Universal Properties of Activation Sparsity in Modern Large Language Models
Filip Szatkowski, Patryk Będkowski, Alessio Devoto, Jan Dubiński, Pasquale Minervini, Mikołaj Piórczyński, Simone Scardapane, Bartosz Wójcik
TL;DR
The paper addresses the gap in understanding activation sparsity in modern LLMs by introducing a simple, training-free framework built around a top-p sparsification rule and the notion of critical sparsity, the maximum sparsity that preserves at least $1\%$ of performance. It systematically evaluates sparsity tolerance across diverse model families (including GLU-based FFNs and diffusion LLMs), scales, and training regimes, revealing universal patterns: larger models tolerate higher sparsity, input activations often drive sparsity more than gates or up-projections, and sparsity dynamics persist across MoEs and diffusion architectures. The findings highlight that activation sparsity is a robust, scale-dependent property with practical acceleration potential, especially when using input-based sparsification, and that diffusion LLMs may exhibit even stronger sparsity tolerance but require diffusion-specific strategies.

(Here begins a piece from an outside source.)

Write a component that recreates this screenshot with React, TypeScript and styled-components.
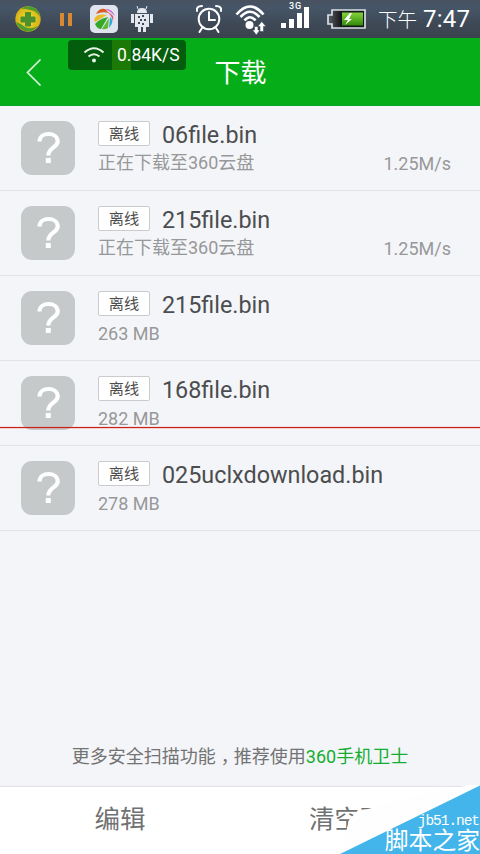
import React from "react";
import styled, { createGlobalStyle } from "styled-components";

const Global = createGlobalStyle`
  * { box-sizing: border-box; }
  body { margin: 0; background: #f4f5f8; font-family: Roboto, "Noto Sans CJK SC", sans-serif; overflow: hidden; }
`;

const Screen = styled.div`
  position: relative;
  display: flex;
  flex-direction: column;
  width: 480px;
  height: 854px;
  overflow: hidden;
  background: #f4f5f8;
`;

const StatusBar = styled.div`
  display: flex;
  align-items: center;
  height: 38px;
  flex: none;
  background: linear-gradient(#48515f 0, #465668 20%, #3e4855 65%, #3b424e 100%);
  color: #fff;
`;

const StatusIcons = styled.svg`
  display: block;
  flex: none;
`;

const DayPart = styled.span`
  width: 45px;
  margin-left: 8px;
  padding-top: 3px;
  font-size: 19.5px;
  font-weight: 300;
  line-height: 38px;
  white-space: nowrap;
`;

const Clock = styled.span`
  font-size: 24px;
  letter-spacing: 0.2px;
  line-height: 38px;
`;

const Header = styled.header`
  display: grid;
  grid-template-columns: 1fr auto 1fr;
  align-items: center;
  height: 68px;
  flex: none;
  background: #05ad19;
  border-bottom: 1px solid #07a42a;
`;

const Back = styled.svg`
  display: block;
  margin-left: 24px;
`;

const Title = styled.h1`
  margin: 0;
  padding: 3px 0 0 1px;
  color: #fff;
  font-size: 26px;
  font-weight: 400;
  line-height: 64px;
`;

const SpeedBadge = styled.div`
  position: absolute;
  left: 68px;
  top: 40px;
  width: 118px;
  height: 30px;
  display: flex;
  align-items: center;
  border-radius: 4px;
  background: linear-gradient(90deg, #025d0d 44px, #1c7905 44px, #1c7905 63px, #025d0d 63px);
  color: #fff;
  font-size: 17.5px;
`;

const BadgeWifi = styled.svg`
  display: block;
  width: 22px;
  height: 18px;
  margin: 0 12px 0 15px;
`;

const List = styled.ul`
  margin: 0;
  padding: 0;
  list-style: none;
`;

const Row = styled.li`
  display: flex;
  height: 85px;
  padding: 15px 29px 0 21px;
  border-bottom: 1px solid #e1e3e5;
`;

const FileIcon = styled.svg`
  display: block;
  flex: none;
  width: 54px;
  height: 54px;
  border-radius: 11px;
  background: #c5c9ca;
`;

const Details = styled.div`
  flex: 1;
  margin-left: 23px;
`;

const NameLine = styled.div`
  display: flex;
  height: 28px;
`;

const Tag = styled.span`
  width: 52px;
  height: 25px;
  border: 1px solid #c9cbcc;
  border-radius: 2px;
  background: #fff;
  color: #4c4c4c;
  font-size: 15.2px;
  line-height: 25px;
  text-align: center;
`;

const FileName = styled.span`
  margin-left: 12px;
  color: #4b4d4f;
  font-size: 23.35px;
  line-height: 28px;
`;

const MetaLine = styled.div`
  display: flex;
  justify-content: space-between;
  color: #979899;
  font-size: 18px;
  line-height: 28px;
`;

const Speed = styled.span`
  padding-top: 1px;
`;

const Size = styled.span`
  padding-top: 1px;
`;

const ScanLine = styled.div`
  position: absolute;
  left: 0;
  top: 426px;
  width: 480px;
  height: 3px;
  background: linear-gradient(rgba(225, 60, 50, 0.12) 1px, #c82318 1px, #c82318 2px, rgba(225, 60, 50, 0.2) 2px);
`;

const Promo = styled.p`
  margin: auto 0 0;
  padding-bottom: 14px;
  color: #727374;
  font-size: 18px;
  line-height: 30px;
  text-align: center;
`;

const Comma = styled.span`
  display: inline-block;
  width: 18px;
  padding-left: 5px;
  white-space: nowrap;
`;

const PromoLink = styled.span`
  color: #13ae31;
`;

const Actions = styled.footer`
  display: grid;
  grid-template-columns: 1fr 1fr;
  align-items: start;
  height: 68px;
  flex: none;
  border-top: 1px solid #e2e3e4;
  background: #fff;
`;

const Action = styled.button`
  border: 0;
  padding: 0;
  background: none;
  color: #707172;
  font: 25.5px/60px "Noto Sans CJK SC", sans-serif;
`;

const Watermark = styled.div`
  position: absolute;
  right: 0;
  bottom: 0;
  width: 140px;
  height: 70px;
  display: flex;
  flex-direction: column;
  align-items: flex-end;
  color: #fff;
`;

const WatermarkShape = styled.svg`
  position: absolute;
  inset: 0;
`;

const Site = styled.span`
  position: relative;
  margin-top: 29px;
  padding-right: 1px;
  font: 14.5px/16px "Liberation Mono", monospace;
  letter-spacing: -1.05px;
`;

const SiteName = styled.span`
  position: relative;
  font-size: 23.8px;
  line-height: 24px;
`;

const files: { name: string; size?: string; speed?: string }[] = [
  { name: "06file.bin", speed: "1.25M/s" },
  { name: "215file.bin", speed: "1.25M/s" },
  { name: "215file.bin", size: "263 MB" },
  { name: "168file.bin", size: "282 MB" },
  { name: "025uclxdownload.bin", size: "278 MB" },
];

const StatusDrawing = () => (
  <StatusIcons width="370" height="38" viewBox="0 0 370 38" fill="none">
    <defs>
      <radialGradient id="ball"><stop stopColor="#f5e72b" /><stop offset="1" stopColor="#d8ae19" /></radialGradient>
      <linearGradient id="charge" x2="0" y2="1"><stop stopColor="#83d33b" /><stop offset="1" stopColor="#318a09" /></linearGradient>
      <linearGradient id="casing"><stop stopColor="#5b6066" /><stop offset="0.35" stopColor="#15181b" /></linearGradient>
    </defs>
    <circle cx="28" cy="19" r="12.7" fill="url(#ball)" />
    <path d="M21 9Q29 3 37 10Q40 14 40 17Q36 10 30 10Q24 8 21 9ZM16 22Q22 24 25 27Q31 30 38 26Q33 32 26 31.500Q18 29 16 22Z" fill="#4e9c2c" />
    <path d="M25.500 12.500h5v4.500h4.500v5h-4.500v4h-5v-4h-4.500v-5h4.500z" fill="#4d912f" stroke="#4d912f" strokeLinejoin="round" />
    <path d="M60 13h4v13h-4zM68 13h4v13h-4z" fill="#d58a32" />
    <rect x="90" y="5" width="28" height="28" rx="5" fill="#dfe4ee" />
    <path d="M96 14Q99 8 105 9L109 13Q102 11 96 14Z" fill="#d75b22" />
    <path d="M105 9Q112 8 115 16Q110 11 105 9Z" fill="#cc72d8" />
    <path d="M94 20Q96 13 107 15L95 22Z" fill="#edba27" />
    <path d="M95 24Q99 19 108 17L101 29Q97 29 95 24Z" fill="#34a929" />
    <path d="M109 18L108 28Q105 30 102 29Z" fill="#62b832" />
    <path d="M110 17Q115 21 109 28Z" fill="#2caccc" />
    <path d="M107 12Q115 14 113 22Q112 15 107 12Z" fill="#e65067" />
    <path d="M137 13Q137 8 142 8Q147 8 147 13ZM135 14h14v13h-3v5h-3v-5h-2v5h-3v-5h-3zM131 14h3v9h-3zM150 14h3v9h-3z" fill="#e4e7ed" />
    <path d="M138 9l-1-3M146 9l1-3" stroke="#e4e7ed" />
    <path d="M138 16h2v2h-2zM142 15h2v2h-2zM140 19h2v2h-2zM144 19h2v2h-2zM138 22h2v2h-2zM142 23h2v2h-2z" fill="#3f4855" />
    <g stroke="#fff" strokeWidth="2" strokeLinecap="round">
      <circle cx="209" cy="19" r="10.300" />
      <path d="M209 12v8h6M202 28l-2.500 4M216 28l2.500 4M197 11Q196 6 202 6M216 6Q222 6 221 11" />
    </g>
    <g stroke="#fff" strokeWidth="2.700">
      <path d="M236.500 14.500Q250 -1.500 263.500 14.500M240.500 17Q250 6.500 259.500 17M244.500 20.500Q250 14 255.500 20.500" />
    </g>
    <circle cx="249.500" cy="25" r="4" fill="#fff" />
    <path d="M254.500 26.500h3.500v3.500h2l-3.700 5-3.800-5h2zM260 31.500h3.500v-5h2.500l-4.200-5-4.200 5h2.400z" fill="#fff" stroke="#414b59" strokeWidth="0.600" />
    <path d="M281 23h5v5h-5zM289 19h5v9h-5zM297 13h5v15h-5zM304 7h5v21h-5z" fill="#fff" />
    <text x="289" y="9" fill="#fff" fontFamily="Roboto, sans-serif" fontSize="9" fontWeight="500" letterSpacing="1">3G</text>
    <path d="M332 10h33v18h-33v-4h-4v-9h4z" fill="url(#casing)" stroke="#d9dee5" strokeWidth="1.700" />
    <path d="M342 12.500h21v13h-21z" fill="url(#charge)" />
    <path d="M350 13l-6 7h4l-3 5 7-6h-3l3-6z" fill="#fff" />
  </StatusIcons>
);

export default function App() {
  return (
    <Screen>
      <Global />
      <StatusBar>
        <StatusDrawing />
        <DayPart>下午</DayPart>
        <Clock>7:47</Clock>
      </StatusBar>
      <Header>
        <Back width="20" height="30" viewBox="0 0 20 30">
          <path d="M16.500 2.500L3.500 15.500L16.500 28.500" fill="none" stroke="#d9f5dc" strokeWidth="1.700" />
        </Back>
        <Title>下载</Title>
      </Header>
      <SpeedBadge>
        <BadgeWifi viewBox="0 0 22 18">
          <path d="M1.500 6.500Q11-2 20.500 6.500M5.500 10.500Q11 6 16.500 10.500" fill="none" stroke="#e5f4e6" strokeWidth="2" />
          <circle cx="11" cy="14.500" r="2" fill="#e5f4e6" />
        </BadgeWifi>
        0.84K/S
      </SpeedBadge>
      <List>
        {files.map((file, index) => (
          <Row key={index}>
            <FileIcon viewBox="0 0 54 54">
              <path d="M18.500 20.500C18.500 10.500 36.700 10.500 36.700 20.500C36.700 26.500 27.300 26.500 27.300 34.500" fill="none" stroke="#fff" strokeWidth="4.200" />
              <path d="M24.800 37h5v5h-5z" fill="#fff" />
            </FileIcon>
            <Details>
              <NameLine>
                <Tag>离线</Tag>
                <FileName>{file.name}</FileName>
              </NameLine>
              <MetaLine>
                {file.size ? <Size>{file.size}</Size> : <span>正在下载至360云盘</span>}
                {file.speed && <Speed>{file.speed}</Speed>}
              </MetaLine>
            </Details>
          </Row>
        ))}
      </List>
      <ScanLine />
      <Promo>
        更多安全扫描功能<Comma>，</Comma>推荐使用<PromoLink>360手机卫士</PromoLink>
      </Promo>
      <Actions>
        <Action>编辑</Action>
        <Action>清空下载</Action>
      </Actions>
      <Watermark>
        <WatermarkShape width="140" height="70" viewBox="0 0 140 70">
          <path d="M0 70L6 48L9 36L18 26L28 25L64 15L130 1L140 1V70Z" fill="#fefefe" />
          <path d="M0 70L140 1.500V70Z" fill="#43b5ea" />
        </WatermarkShape>
        <Site>jb51.net</Site>
        <SiteName>脚本之家</SiteName>
      </Watermark>
    </Screen>
  );
}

Overall, the work provides practical guidelines for leveraging activation sparsity to improve efficiency in large-scale LLMs without retraining, along with a reproducible framework applicable across architectures and tasks.
Abstract
Activation sparsity is an intriguing property of deep neural networks that has been extensively studied in ReLU-based models, due to its advantages for efficiency, robustness, and interpretability. However, methods relying on exact zero activations do not directly apply to modern Large Language Models (LLMs), leading to fragmented, model-specific strategies for LLM activation sparsity and a gap in its general understanding. In this work, we introduce a general framework for evaluating sparsity robustness in contemporary LLMs and conduct a systematic investigation of this phenomenon in their feedforward~(FFN) layers. Our results uncover universal properties of activation sparsity across diverse model families and scales. Importantly, we observe that the potential for effective activation sparsity grows with model size, highlighting its increasing relevance as models scale. Furthermore, we present the first study of activation sparsity in diffusion-based LLMs. Overall, our work provides a comprehensive perspective and practical guidance for harnessing activation sparsity in LLM design and acceleration.